Dalacott stood up and gripped her shoulders. “Is there a doctor here?”

“What’s the use?”

“I know what this looks like, Conna, but at no time was Hallie within twenty paces of a globe and there was no wind to speak of.” Listening to his own voice, a stranger’s voice, Dalacott tried to be persuaded by the stated facts. “Besides, it takes two days for pterthacosis to develop. It simply can’t happen like this. Now, is there a doctor?”

“Visigann,” she whispered, brimming eyes scanning his face in search of hope. “I’ll get him.” She turned and ran from the bedroom.

“You’re going to be all right, Hallie,” Dalacott said as he knelt again by the couch. He used the edge of a coverlet to dab perspiration from the boy’s face and was dismayed to find that he could actually feel heat radiating from the beaded skin. Hallie gazed up at him mutely, and his lips quivered as he tried to smile. Dalacott noticed that the Ballinnian ptertha stick was lying on the couch. He picked it up and pressed it into Hallie’s hand, closing the boy’s nerveless fingers around the polished wood, then kissed him on the forehead. He prolonged the kiss, as though trying to siphon the consuming pyrexia into his own body, and only slowly became aware of two odd facts — that Conna was taking too long to return with the doctor, and that a woman was screaming in another part of the house.

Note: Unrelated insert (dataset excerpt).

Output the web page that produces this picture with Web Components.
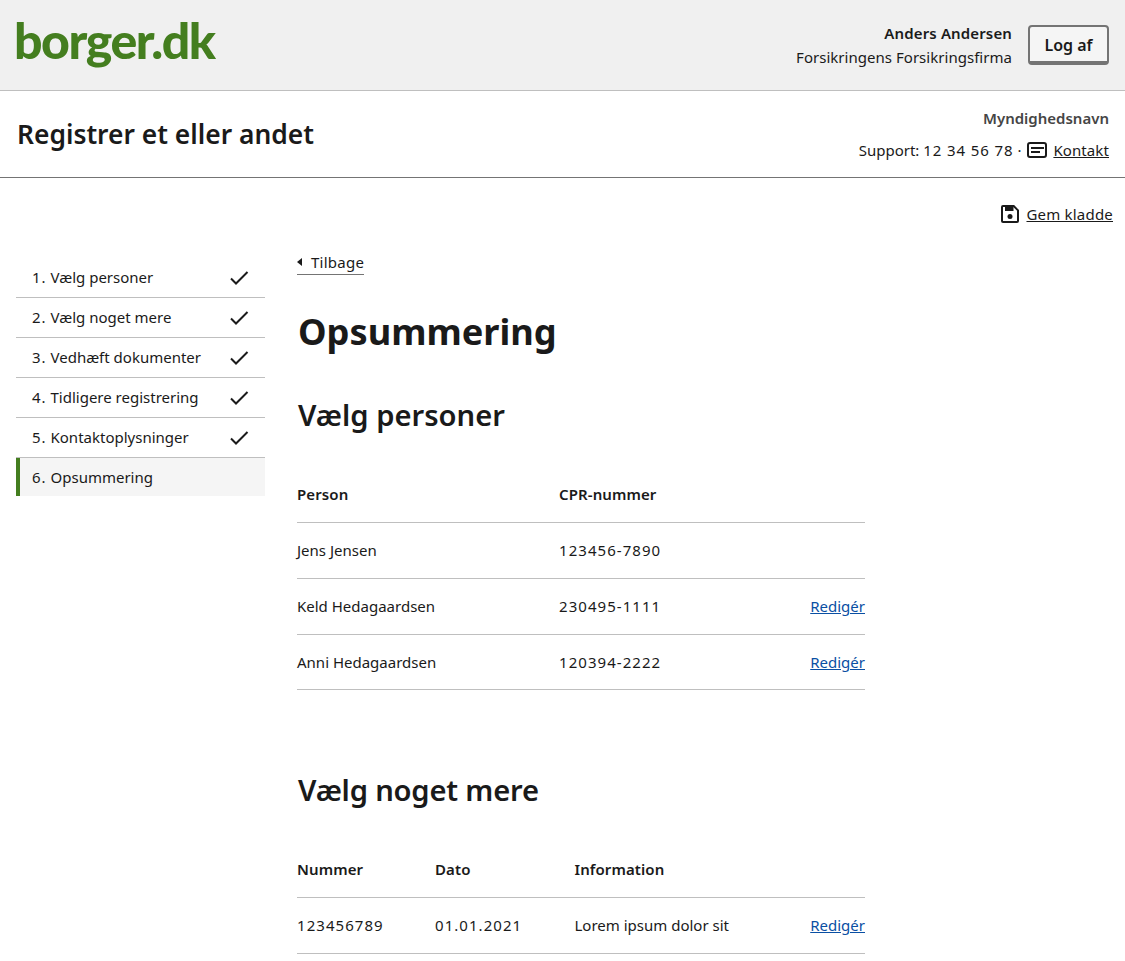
<!DOCTYPE html>
<html lang="da">
<head>
<meta charset="utf-8">
<title>Opsummering</title>
<style>
    html, body { margin: 0; padding: 0; background: #fff; }
    body { font-family: "Noto Sans", "Open Sans", sans-serif; color: #1a1a1a; font-size: 15px; }
</style>
</head>
<body>

<site-header user="Anders Andersen" company="Forsikringens Forsikringsfirma"></site-header>
<solution-header title="Registrer et eller andet" authority="Myndighedsnavn" phone="12 34 56 78"></solution-header>
<draft-bar></draft-bar>

<page-layout>
    <side-nav slot="nav" current="6" items="Vælg personer|Vælg noget mere|Vedhæft dokumenter|Tidligere registrering|Kontaktoplysninger|Opsummering"></side-nav>

    <back-link>Tilbage</back-link>
    <page-title>Opsummering</page-title>

    <summary-section heading="Vælg personer">
        <summary-table columns="262px 1fr auto" head="Person|CPR-nummer|" rows="Jens Jensen|123456-7890|;Keld Hedagaardsen|230495-1111|Redigér;Anni Hedagaardsen|120394-2222|Redigér"></summary-table>
    </summary-section>

    <summary-section heading="Vælg noget mere" class="second">
        <summary-table columns="138px 139.5px 1fr auto" head="Nummer|Dato|Information|" rows="123456789|01.01.2021|Lorem ipsum dolor sit|Redigér"></summary-table>
    </summary-section>
</page-layout>

<script>
// site-header - grey top bar with logo and logged in user
class SiteHeader extends HTMLElement {
    connectedCallback() {
        const user = this.getAttribute('user') || '';
        const company = this.getAttribute('company') || '';
        this.attachShadow({ mode: 'open' }).innerHTML = `
            <style>
                :host {
                    display: flex;
                    justify-content: space-between;
                    align-items: center;
                    height: 90px;
                    padding: 0 16px;
                    background: #f0f0f0;
                    border-bottom: 1px solid #bfbfbf;
                }
                .logo {
                    font-family: "Lato", sans-serif;
                    font-weight: 900;
                    font-size: 50px;
                    line-height: 50px;
                    letter-spacing: -1.45px;
                    color: #447e1f;
                    margin-bottom: 10px;
                    margin-left: -2px;
                }
                .user { display: flex; align-items: center; gap: 16px; }
                .who { text-align: right; font-size: 15px; line-height: 24px; letter-spacing: .03px; }
                .who b { display: block; font-weight: 600; letter-spacing: .13px; }
                button {
                    font: 600 16px "Noto Sans", sans-serif;
                    color: #1a1a1a;
                    width: 81px;
                    height: 40px;
                    padding: 1px 0 0;
                    background: #f5f5f5;
                    border: 2px solid #747474;
                    border-bottom-width: 4px;
                    border-radius: 4px;
                }
            </style>
            <div class="logo">borger.dk</div>
            <div class="user">
                <div class="who"><b>${user}</b>${company}</div>
                <button>Log af</button>
            </div>
        `;
    }
}

// solution-header - title of the solution, authority and support line
class SolutionHeader extends HTMLElement {
    connectedCallback() {
        this.attachShadow({ mode: 'open' }).innerHTML = `
            <style>
                :host {
                    display: flex;
                    justify-content: space-between;
                    align-items: center;
                    height: 86px;
                    padding: 0 16px;
                    border-bottom: 1px solid #747474;
                }
                h1 { margin: 0 0 0 1px; font-size: 26.4px; line-height: 32px; font-weight: 600; color: #1a1a1a; }
                .info { text-align: right; font-size: 15px; line-height: 32px; }
                .info b { display: block; font-weight: 600; color: #454545; }
                .support { display: flex; align-items: center; justify-content: flex-end; gap: 5px; }
                .phone { letter-spacing: .9px; }
                a { color: #1a1a1a; text-decoration: underline; letter-spacing: .1px; }
                svg { display: block; }
            </style>
            <h1>${this.getAttribute('title')}</h1>
            <div class="info">
                <b>${this.getAttribute('authority')}</b>
                <div class="support">
                    <span>Support: <span class="phone">${this.getAttribute('phone')}</span> ·</span>
                    <svg width="22" height="22" viewBox="0 0 22 22" fill="none">
                        <rect x="2" y="4" width="18" height="14" rx="2" stroke="#1a1a1a" stroke-width="2"/>
                        <path d="M5 9h13M5 13h9" stroke="#1a1a1a" stroke-width="2"/>
                    </svg>
                    <a href="#">Kontakt</a>
                </div>
            </div>
        `;
    }
}

// draft-bar - save draft link, right aligned
class DraftBar extends HTMLElement {
    connectedCallback() {
        this.attachShadow({ mode: 'open' }).innerHTML = `
            <style>
                :host {
                    display: flex;
                    justify-content: flex-end;
                    align-items: center;
                    gap: 6px;
                    padding: 24px 12px 0 0;
                    height: 24px;
                    font-size: 15px;
                }
                a { color: #1a1a1a; text-decoration: underline; letter-spacing: .2px; }
                svg { display: block; }
            </style>
            <svg width="20" height="20" viewBox="0 0 20 20">
                <path d="M3 2h10.7L18 6.3V17a1 1 0 0 1-1 1H3a1 1 0 0 1-1-1V3a1 1 0 0 1 1-1z" fill="none" stroke="#1a1a1a" stroke-width="2"/>
                <rect x="5" y="3" width="8.5" height="4" fill="#1a1a1a"/>
                <circle cx="10" cy="12.5" r="2.5" fill="#1a1a1a"/>
            </svg>
            <a href="#">Gem kladde</a>
        `;
    }
}

// page-layout - sidebar column plus main column
class PageLayout extends HTMLElement {
    connectedCallback() {
        this.attachShadow({ mode: 'open' }).innerHTML = `
            <style>
                :host {
                    display: grid;
                    grid-template-columns: 249px 568px;
                    column-gap: 32px;
                    padding: 24px 0 0 16px;
                }
                .nav { padding-top: 8px; }
            </style>
            <div class="nav"><slot name="nav"></slot></div>
            <div><slot></slot></div>
        `;
    }
}

// side-nav - numbered step list
class SideNav extends HTMLElement {
    connectedCallback() {
        const items = (this.getAttribute('items') || '').split('|');
        const current = Number(this.getAttribute('current'));
        const check = `<svg width="20" height="20" viewBox="0 0 20 20" fill="none"><path d="M2 10.5l5 5L18.5 4" stroke="#1a1a1a" stroke-width="2"/></svg>`;
        const rows = items.map((item, i) => {
            const active = i + 1 === current;
            return `<li class="${active ? 'active' : ''}"><span class="label"><span class="no">${i + 1}.</span> ${item}</span>${active ? '' : check}</li>`;
        }).join('');
        this.attachShadow({ mode: 'open' }).innerHTML = `
            <style>
                :host { display: block; font-size: 15px; }
                ul { list-style: none; margin: 0; padding: 0; }
                li {
                    display: flex;
                    justify-content: space-between;
                    align-items: center;
                    height: 39px;
                    padding: 0 16px;
                    border-bottom: 1px solid #bfbfbf;
                }
                .no { letter-spacing: 1px; }
                .label { margin-bottom: 2px; }
                li.active {
                    height: 38px;
                    border-bottom: 0;
                    border-left: 4px solid #447e1f;
                    padding-left: 12px;
                    background: #f5f5f5;
                }
                li.active .label { margin-bottom: 0; }
                svg { display: block; margin-top: 1px; }
            </style>
            <ul>${rows}</ul>
        `;
    }
}

// back-link - small triangle and underlined label
class BackLink extends HTMLElement {
    connectedCallback() {
        this.attachShadow({ mode: 'open' }).innerHTML = `
            <style>
                :host {
                    display: inline-flex;
                    align-items: center;
                    gap: 9px;
                    font-size: 15px;
                    line-height: 24px;
                    letter-spacing: .25px;
                    border-bottom: 1px solid #747474;
                }
                i { border: 4px solid transparent; border-right: 5px solid #1a1a1a; border-left: 0; }
            </style>
            <i></i><slot></slot>
        `;
    }
}

class PageTitle extends HTMLElement {
    connectedCallback() {
        this.attachShadow({ mode: 'open' }).innerHTML = `
            <style>
                :host { display: block; }
                h1 { margin: 32px 0 0 1px; font-size: 36.2px; line-height: 48px; font-weight: 700; color: #1a1a1a; }
            </style>
            <h1><slot></slot></h1>
        `;
    }
}

// summary-section - heading with a table under it
class SummarySection extends HTMLElement {
    connectedCallback() {
        this.attachShadow({ mode: 'open' }).innerHTML = `
            <style>
                :host { display: block; margin-top: 40px; }
                :host(.second) { margin-top: 79.75px; }
                h2 { margin: 0 0 32.25px 1px; font-size: 29.2px; line-height: 40px; font-weight: 600; color: #1a1a1a; }
                :host(.second) h2 { letter-spacing: -.2px; }
            </style>
            <h2>${this.getAttribute('heading')}</h2>
            <slot></slot>
        `;
    }
}

// summary-table - grid based table, rows separated by ; and cells by |
class SummaryTable extends HTMLElement {
    connectedCallback() {
        const head = this.getAttribute('head').split('|');
        const rows = this.getAttribute('rows').split(';').map(r => r.split('|'));
        const cell = c => {
            if (c === 'Redigér') return `<a href="#">${c}</a>`;
            return `<span class="${/^[\d.-]+$/.test(c) ? 'num' : ''}">${c}</span>`;
        };
        this.attachShadow({ mode: 'open' }).innerHTML = `
            <style>
                :host { display: block; font-size: 15px; }
                .row {
                    display: grid;
                    grid-template-columns: ${this.getAttribute('columns')};
                    align-items: center;
                    box-sizing: border-box;
                    height: 55.75px;
                    border-bottom: 1px solid #bfbfbf;
                }
                .row.head { font-weight: 600; letter-spacing: .1px; padding-bottom: 2px; }
                .num { letter-spacing: 1.05px; }
                a { color: #0a4fa3; text-decoration: underline; }
            </style>
            <div class="row head">${head.map(c => `<span>${c}</span>`).join('')}</div>
            ${rows.map(r => `<div class="row">${r.map(cell).join('')}</div>`).join('')}
        `;
    }
}

customElements.define('site-header', SiteHeader);
customElements.define('solution-header', SolutionHeader);
customElements.define('draft-bar', DraftBar);
customElements.define('page-layout', PageLayout);
customElements.define('side-nav', SideNav);
customElements.define('back-link', BackLink);
customElements.define('page-title', PageTitle);
customElements.define('summary-section', SummarySection);
customElements.define('summary-table', SummaryTable);
</script>
</body>
</html>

“I’ll come back to you in just a moment, soldier,” he said. He stood up, tranced, made his way back to the dining room and saw that the guests were gathered around a man who was lying on the floor.

The man was Gehate: — and from his fevered complexion and the feeble pawing of his hands it was evident that he was in an advanced stage of pterthacosis. While he was waiting for the airship to be untethered, Dalacott slipped his hand into a pocket and located the curious nameless object he had found decades earlier on the banks of the Bes-Undar. His thumb worked in a circular pattern over the nugget’s reflective surface, polished smooth by many years of similar frictions, as he tried to come to terms with the enormity of what had happened in the past nine days. The bare statistics conveyed little of the anguish which was withering his spirit.

Hallie had died before the end of the littlenight of his coming of age. Gehate and Ondobirtre had succumbed to the terrifying new form of pterthacosis by the end of that day, and on the following morning he had found Hallie’s mother dead of the same cause in her room. That had been his first indication that the disease was contagious, and the implications had still been reverberating in his head when news had come of the fate of those who had been present at the celebration.

Of some forty men, women and children who had been in the villa, no fewer than thirty-two — including all the children — had been swept away during the same night. And still the tide of death had not expended its fell energies. The population of the hamlet of Klinterden and surrounding district had been reduced from approximately three-hundred to a mere sixty within three days. At that point the invisible killer had appeared to lose its virulence, and the burials had begun.

The airship’s gondola lurched and swayed a little as it was freed from its constraints. Dalacott moved closer to a port hole and, for what he knew would be the last time, looked down on the familiar pattern of red-roofed dwellings, orchards and striated fields of grain. Its placid appearance masked the profound changes which had taken place, just as his own unaltered physical aspect disguised the fact that in nine days he had grown old.

The feeling — the drear apathy, the failure of optimism — was new to him, but he had no difficulty in identifying it because, for the first time ever, he could see cause to envy the dead.